Насколько это была правда, свидетельствует другой семейный анекдот.
Едет бабушка где-то поездом и во время пути знакомится с дамой, полькой, с которой всю дорогу и разговаривает по-польски. Подъезжая к месту назначения, дама любезно спрашивает бабушку:
– Czy Sza-nowna Pani polka?[4]
На что та, со своей спокойной, умной улыбкой, отвечает:
– Nie, jestem prszeklqta moskalka.[5]
Была знакома бабушка почти со всеми выдающимися людьми своего времени, ценившими и ум ее, и образованность. Однажды в каком-то заграничном курорте подходит к ней ее приятельница и говорит:
– Милая моя, я понимаю, что тебе приятно поговорить с умным человеком, но нельзя все же так мало внимания уделять наружности. Как можно показываться с мужчиной, настолько плохо одетым и такого вида, как тот, с кем ты сегодня долго ходила по парку. Кто это?
– Да, друг мой, это ведь Гоголь, – ответила бабушка.
Лермонтов, бабушка которого была Столыпина, оставил по себе много воспоминаний в нашей семье. Родные его не любили за невыносимый характер. Особенно одна тетушка моего отца настолько его не терпела, что так до смерти и не согласилась с тем, что из-под пера этого «невыносимого мальчишки» могло выйти что-нибудь путное.
– И ни за что его писаний читать не стану, – говорила она.

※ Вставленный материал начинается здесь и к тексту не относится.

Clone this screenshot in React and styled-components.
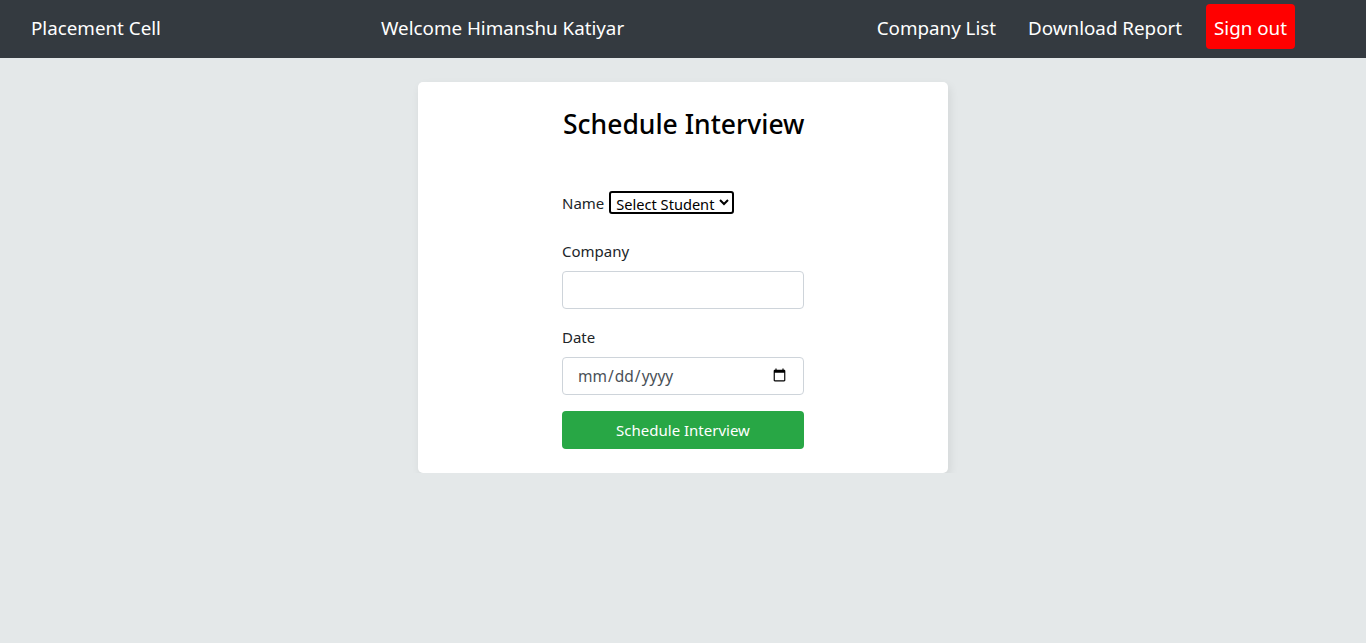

Воспитывался Лермонтов в подмосковном имении своей бабушки Средниково, которое потом унаследовал мой дед, Аркадий Дмитриевич Столыпин. Не имея возможности поддерживать громадную усадьбу этого поместья, дедушка его продал, вывезя лишь некоторую часть мебели и библиотеку в Колноберже. После конфискации, уже литовским правительством, Колноберже, только потому, что оно принадлежало моему отцу, библиотека эта была перевезена в имение моего мужа. Она была также конфискована литовцами, но после трехлетних переговоров была возвращена, к сожалению, в сильно разрозненном виде. Не хватало наиболее ценных книг. При возвращении моей матери остатков библиотеки была потребована расписка, что моя мать не будет никогда требовать от литовского правительства недостающих по каталогу книг.